[Exercise instructions]: Output every entry exactly as written, skipping any pictures.

#### Records shown

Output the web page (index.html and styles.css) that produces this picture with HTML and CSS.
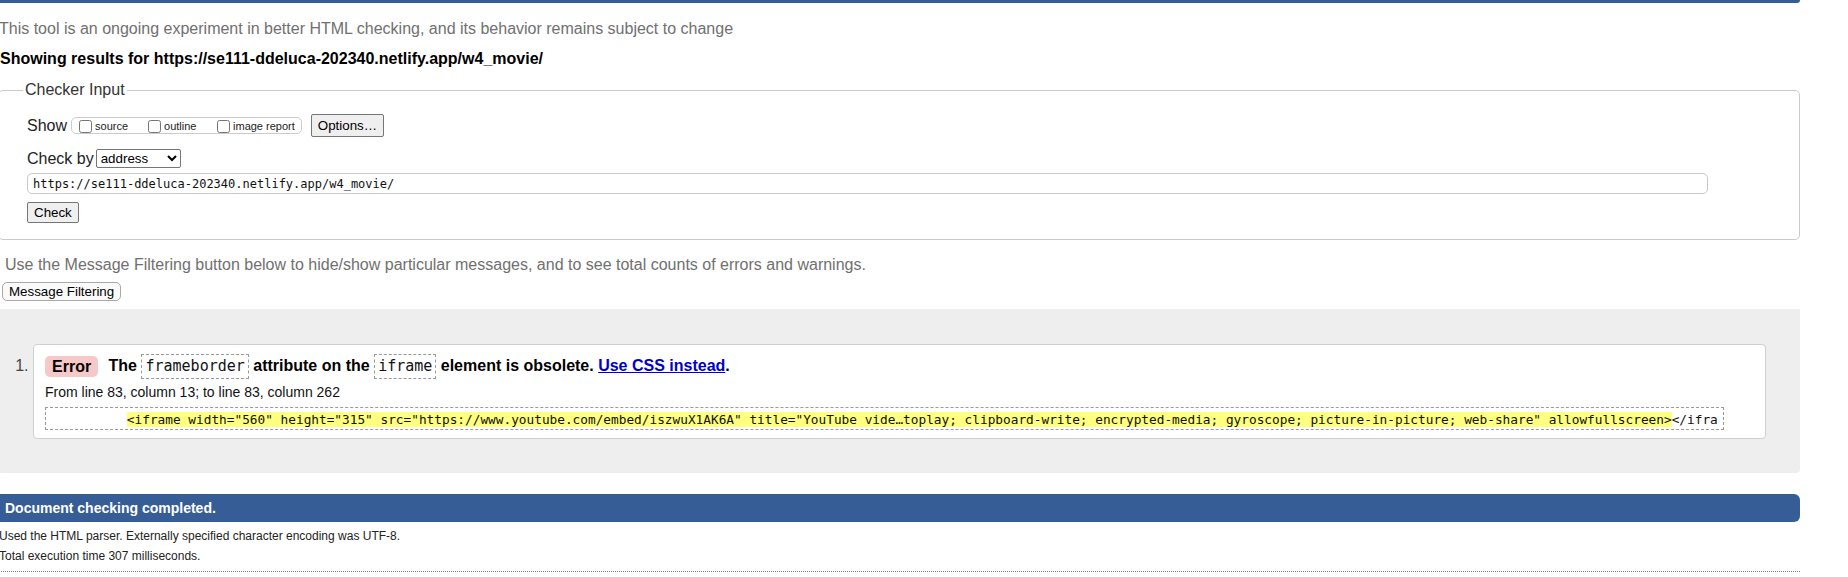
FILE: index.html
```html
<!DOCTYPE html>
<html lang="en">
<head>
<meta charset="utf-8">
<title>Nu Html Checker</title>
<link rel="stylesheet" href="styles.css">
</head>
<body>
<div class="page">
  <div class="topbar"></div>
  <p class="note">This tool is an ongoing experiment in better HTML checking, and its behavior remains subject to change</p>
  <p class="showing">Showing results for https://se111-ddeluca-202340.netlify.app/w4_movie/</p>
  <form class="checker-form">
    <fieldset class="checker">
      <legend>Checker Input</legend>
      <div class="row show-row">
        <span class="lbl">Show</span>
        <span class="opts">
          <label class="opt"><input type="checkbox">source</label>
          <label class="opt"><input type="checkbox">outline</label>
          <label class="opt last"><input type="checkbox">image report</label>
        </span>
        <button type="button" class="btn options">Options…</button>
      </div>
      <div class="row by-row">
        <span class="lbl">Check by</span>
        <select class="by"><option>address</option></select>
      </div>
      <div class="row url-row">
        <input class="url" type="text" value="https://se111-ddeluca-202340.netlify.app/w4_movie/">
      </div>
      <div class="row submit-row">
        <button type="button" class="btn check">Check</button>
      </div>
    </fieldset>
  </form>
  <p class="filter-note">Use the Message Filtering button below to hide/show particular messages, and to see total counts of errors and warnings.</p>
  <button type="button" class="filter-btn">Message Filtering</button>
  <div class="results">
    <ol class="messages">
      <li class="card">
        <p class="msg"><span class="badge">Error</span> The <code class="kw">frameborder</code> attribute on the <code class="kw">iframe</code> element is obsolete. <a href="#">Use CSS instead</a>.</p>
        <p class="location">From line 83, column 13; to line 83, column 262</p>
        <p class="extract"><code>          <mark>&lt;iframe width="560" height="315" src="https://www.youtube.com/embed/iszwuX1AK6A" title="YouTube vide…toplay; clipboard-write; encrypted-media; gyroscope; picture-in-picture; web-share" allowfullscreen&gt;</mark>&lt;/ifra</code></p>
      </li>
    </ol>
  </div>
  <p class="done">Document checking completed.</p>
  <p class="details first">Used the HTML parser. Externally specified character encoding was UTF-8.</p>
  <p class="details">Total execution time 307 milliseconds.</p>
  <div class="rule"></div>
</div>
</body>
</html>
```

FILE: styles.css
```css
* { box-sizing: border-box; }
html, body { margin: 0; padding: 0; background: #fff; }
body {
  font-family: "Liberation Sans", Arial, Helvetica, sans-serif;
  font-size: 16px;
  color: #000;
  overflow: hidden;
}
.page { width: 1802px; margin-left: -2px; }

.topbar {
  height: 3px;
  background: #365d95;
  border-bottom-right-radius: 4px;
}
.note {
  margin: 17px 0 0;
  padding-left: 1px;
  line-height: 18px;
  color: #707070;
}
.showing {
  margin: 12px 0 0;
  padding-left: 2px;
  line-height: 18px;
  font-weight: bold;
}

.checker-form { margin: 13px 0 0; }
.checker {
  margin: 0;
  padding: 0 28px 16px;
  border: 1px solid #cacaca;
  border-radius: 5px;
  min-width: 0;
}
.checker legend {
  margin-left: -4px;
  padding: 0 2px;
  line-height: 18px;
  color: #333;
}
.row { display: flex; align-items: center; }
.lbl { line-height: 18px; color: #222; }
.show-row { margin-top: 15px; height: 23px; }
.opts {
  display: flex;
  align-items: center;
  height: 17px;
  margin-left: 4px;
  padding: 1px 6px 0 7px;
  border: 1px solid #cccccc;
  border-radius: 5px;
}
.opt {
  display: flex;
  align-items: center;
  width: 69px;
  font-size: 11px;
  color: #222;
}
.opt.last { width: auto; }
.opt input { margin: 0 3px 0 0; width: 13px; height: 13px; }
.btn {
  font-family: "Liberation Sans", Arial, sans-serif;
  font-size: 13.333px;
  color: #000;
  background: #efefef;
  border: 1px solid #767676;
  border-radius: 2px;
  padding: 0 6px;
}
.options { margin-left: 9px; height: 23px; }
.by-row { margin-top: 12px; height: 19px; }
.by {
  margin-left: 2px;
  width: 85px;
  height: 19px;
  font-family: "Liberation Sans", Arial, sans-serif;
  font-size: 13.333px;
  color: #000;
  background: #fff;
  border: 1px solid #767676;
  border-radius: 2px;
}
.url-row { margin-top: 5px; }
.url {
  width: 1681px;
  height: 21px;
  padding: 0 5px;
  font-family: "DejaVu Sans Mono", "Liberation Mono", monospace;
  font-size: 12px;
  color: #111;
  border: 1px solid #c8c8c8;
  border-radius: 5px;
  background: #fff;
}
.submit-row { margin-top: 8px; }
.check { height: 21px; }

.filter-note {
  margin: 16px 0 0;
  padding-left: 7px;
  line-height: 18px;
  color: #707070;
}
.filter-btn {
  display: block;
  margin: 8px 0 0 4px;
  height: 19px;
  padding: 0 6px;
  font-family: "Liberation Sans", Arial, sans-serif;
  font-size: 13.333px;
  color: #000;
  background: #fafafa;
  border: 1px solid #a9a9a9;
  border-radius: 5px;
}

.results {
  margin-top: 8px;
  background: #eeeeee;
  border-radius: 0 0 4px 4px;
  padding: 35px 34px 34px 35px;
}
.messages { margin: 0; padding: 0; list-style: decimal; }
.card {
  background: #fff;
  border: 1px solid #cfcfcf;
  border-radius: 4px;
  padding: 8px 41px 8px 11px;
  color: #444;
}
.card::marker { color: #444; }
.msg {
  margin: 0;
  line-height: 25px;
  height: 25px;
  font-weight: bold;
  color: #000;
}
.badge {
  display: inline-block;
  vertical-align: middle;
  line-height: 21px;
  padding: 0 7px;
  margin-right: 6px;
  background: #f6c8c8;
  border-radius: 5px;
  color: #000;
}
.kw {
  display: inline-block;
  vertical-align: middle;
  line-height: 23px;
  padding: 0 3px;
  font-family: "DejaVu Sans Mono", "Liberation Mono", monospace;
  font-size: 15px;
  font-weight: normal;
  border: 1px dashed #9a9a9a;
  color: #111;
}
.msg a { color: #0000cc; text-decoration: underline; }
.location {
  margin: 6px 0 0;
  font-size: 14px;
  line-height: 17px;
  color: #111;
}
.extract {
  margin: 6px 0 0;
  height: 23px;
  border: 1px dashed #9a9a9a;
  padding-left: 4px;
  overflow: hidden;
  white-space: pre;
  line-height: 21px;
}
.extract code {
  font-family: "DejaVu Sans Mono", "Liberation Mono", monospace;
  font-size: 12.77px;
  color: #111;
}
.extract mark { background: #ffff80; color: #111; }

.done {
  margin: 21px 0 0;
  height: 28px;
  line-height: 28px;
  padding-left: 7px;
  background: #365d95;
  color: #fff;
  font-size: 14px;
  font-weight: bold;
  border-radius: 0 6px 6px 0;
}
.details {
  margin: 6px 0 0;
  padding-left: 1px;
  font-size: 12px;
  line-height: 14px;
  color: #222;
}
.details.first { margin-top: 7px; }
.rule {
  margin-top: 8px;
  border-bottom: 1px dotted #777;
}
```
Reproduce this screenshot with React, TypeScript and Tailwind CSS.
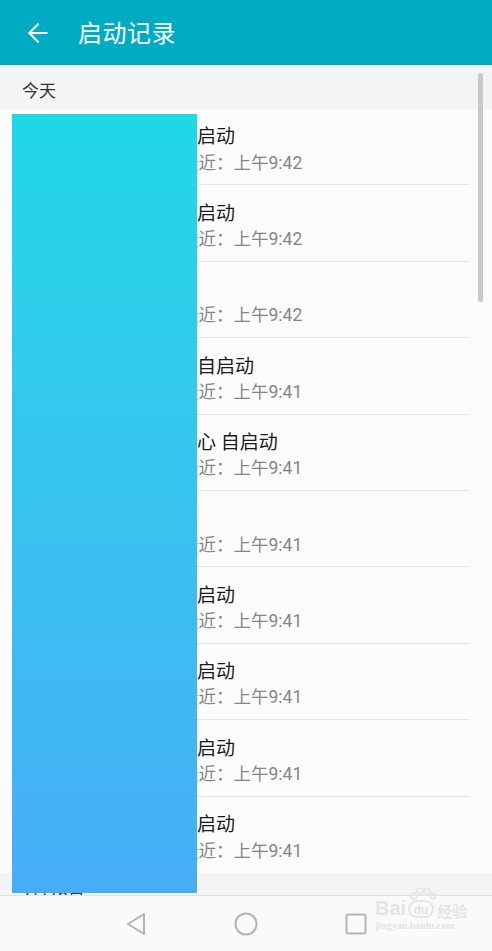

########

[Finished task]:
Output the web page (index.html and styles.css) that produces this picture with HTML and CSS.
FILE: index.html
```html
<!DOCTYPE html>
<html lang="en">
<head>
<meta charset="utf-8">
<title>Nu Html Checker</title>
<link rel="stylesheet" href="styles.css">
</head>
<body>
<div class="page">
  <div class="topbar"></div>
  <p class="note">This tool is an ongoing experiment in better HTML checking, and its behavior remains subject to change</p>
  <p class="showing">Showing results for https://se111-ddeluca-202340.netlify.app/w4_movie/</p>
  <form class="checker-form">
    <fieldset class="checker">
      <legend>Checker Input</legend>
      <div class="row show-row">
        <span class="lbl">Show</span>
        <span class="opts">
          <label class="opt"><input type="checkbox">source</label>
          <label class="opt"><input type="checkbox">outline</label>
          <label class="opt last"><input type="checkbox">image report</label>
        </span>
        <button type="button" class="btn options">Options…</button>
      </div>
      <div class="row by-row">
        <span class="lbl">Check by</span>
        <select class="by"><option>address</option></select>
      </div>
      <div class="row url-row">
        <input class="url" type="text" value="https://se111-ddeluca-202340.netlify.app/w4_movie/">
      </div>
      <div class="row submit-row">
        <button type="button" class="btn check">Check</button>
      </div>
    </fieldset>
  </form>
  <p class="filter-note">Use the Message Filtering button below to hide/show particular messages, and to see total counts of errors and warnings.</p>
  <button type="button" class="filter-btn">Message Filtering</button>
  <div class="results">
    <ol class="messages">
      <li class="card">
        <p class="msg"><span class="badge">Error</span> The <code class="kw">frameborder</code> attribute on the <code class="kw">iframe</code> element is obsolete. <a href="#">Use CSS instead</a>.</p>
        <p class="location">From line 83, column 13; to line 83, column 262</p>
        <p class="extract"><code>          <mark>&lt;iframe width="560" height="315" src="https://www.youtube.com/embed/iszwuX1AK6A" title="YouTube vide…toplay; clipboard-write; encrypted-media; gyroscope; picture-in-picture; web-share" allowfullscreen&gt;</mark>&lt;/ifra</code></p>
      </li>
    </ol>
  </div>
  <p class="done">Document checking completed.</p>
  <p class="details first">Used the HTML parser. Externally specified character encoding was UTF-8.</p>
  <p class="details">Total execution time 307 milliseconds.</p>
  <div class="rule"></div>
</div>
</body>
</html>
```

FILE: styles.css
```css
* { box-sizing: border-box; }
html, body { margin: 0; padding: 0; background: #fff; }
body {
  font-family: "Liberation Sans", Arial, Helvetica, sans-serif;
  font-size: 16px;
  color: #000;
  overflow: hidden;
}
.page { width: 1802px; margin-left: -2px; }

.topbar {
  height: 3px;
  background: #365d95;
  border-bottom-right-radius: 4px;
}
.note {
  margin: 17px 0 0;
  padding-left: 1px;
  line-height: 18px;
  color: #707070;
}
.showing {
  margin: 12px 0 0;
  padding-left: 2px;
  line-height: 18px;
  font-weight: bold;
}

.checker-form { margin: 13px 0 0; }
.checker {
  margin: 0;
  padding: 0 28px 16px;
  border: 1px solid #cacaca;
  border-radius: 5px;
  min-width: 0;
}
.checker legend {
  margin-left: -4px;
  padding: 0 2px;
  line-height: 18px;
  color: #333;
}
.row { display: flex; align-items: center; }
.lbl { line-height: 18px; color: #222; }
.show-row { margin-top: 15px; height: 23px; }
.opts {
  display: flex;
  align-items: center;
  height: 17px;
  margin-left: 4px;
  padding: 1px 6px 0 7px;
  border: 1px solid #cccccc;
  border-radius: 5px;
}
.opt {
  display: flex;
  align-items: center;
  width: 69px;
  font-size: 11px;
  color: #222;
}
.opt.last { width: auto; }
.opt input { margin: 0 3px 0 0; width: 13px; height: 13px; }
.btn {
  font-family: "Liberation Sans", Arial, sans-serif;
  font-size: 13.333px;
  color: #000;
  background: #efefef;
  border: 1px solid #767676;
  border-radius: 2px;
  padding: 0 6px;
}
.options { margin-left: 9px; height: 23px; }
.by-row { margin-top: 12px; height: 19px; }
.by {
  margin-left: 2px;
  width: 85px;
  height: 19px;
  font-family: "Liberation Sans", Arial, sans-serif;
  font-size: 13.333px;
  color: #000;
  background: #fff;
  border: 1px solid #767676;
  border-radius: 2px;
}
.url-row { margin-top: 5px; }
.url {
  width: 1681px;
  height: 21px;
  padding: 0 5px;
  font-family: "DejaVu Sans Mono", "Liberation Mono", monospace;
  font-size: 12px;
  color: #111;
  border: 1px solid #c8c8c8;
  border-radius: 5px;
  background: #fff;
}
.submit-row { margin-top: 8px; }
.check { height: 21px; }

.filter-note {
  margin: 16px 0 0;
  padding-left: 7px;
  line-height: 18px;
  color: #707070;
}
.filter-btn {
  display: block;
  margin: 8px 0 0 4px;
  height: 19px;
  padding: 0 6px;
  font-family: "Liberation Sans", Arial, sans-serif;
  font-size: 13.333px;
  color: #000;
  background: #fafafa;
  border: 1px solid #a9a9a9;
  border-radius: 5px;
}

.results {
  margin-top: 8px;
  background: #eeeeee;
  border-radius: 0 0 4px 4px;
  padding: 35px 34px 34px 35px;
}
.messages { margin: 0; padding: 0; list-style: decimal; }
.card {
  background: #fff;
  border: 1px solid #cfcfcf;
  border-radius: 4px;
  padding: 8px 41px 8px 11px;
  color: #444;
}
.card::marker { color: #444; }
.msg {
  margin: 0;
  line-height: 25px;
  height: 25px;
  font-weight: bold;
  color: #000;
}
.badge {
  display: inline-block;
  vertical-align: middle;
  line-height: 21px;
  padding: 0 7px;
  margin-right: 6px;
  background: #f6c8c8;
  border-radius: 5px;
  color: #000;
}
.kw {
  display: inline-block;
  vertical-align: middle;
  line-height: 23px;
  padding: 0 3px;
  font-family: "DejaVu Sans Mono", "Liberation Mono", monospace;
  font-size: 15px;
  font-weight: normal;
  border: 1px dashed #9a9a9a;
  color: #111;
}
.msg a { color: #0000cc; text-decoration: underline; }
.location {
  margin: 6px 0 0;
  font-size: 14px;
  line-height: 17px;
  color: #111;
}
.extract {
  margin: 6px 0 0;
  height: 23px;
  border: 1px dashed #9a9a9a;
  padding-left: 4px;
  overflow: hidden;
  white-space: pre;
  line-height: 21px;
}
.extract code {
  font-family: "DejaVu Sans Mono", "Liberation Mono", monospace;
  font-size: 12.77px;
  color: #111;
}
.extract mark { background: #ffff80; color: #111; }

.done {
  margin: 21px 0 0;
  height: 28px;
  line-height: 28px;
  padding-left: 7px;
  background: #365d95;
  color: #fff;
  font-size: 14px;
  font-weight: bold;
  border-radius: 0 6px 6px 0;
}
.details {
  margin: 6px 0 0;
  padding-left: 1px;
  font-size: 12px;
  line-height: 14px;
  color: #222;
}
.details.first { margin-top: 7px; }
.rule {
  margin-top: 8px;
  border-bottom: 1px dotted #777;
}
```
Reproduce this screenshot with React, TypeScript and Tailwind CSS.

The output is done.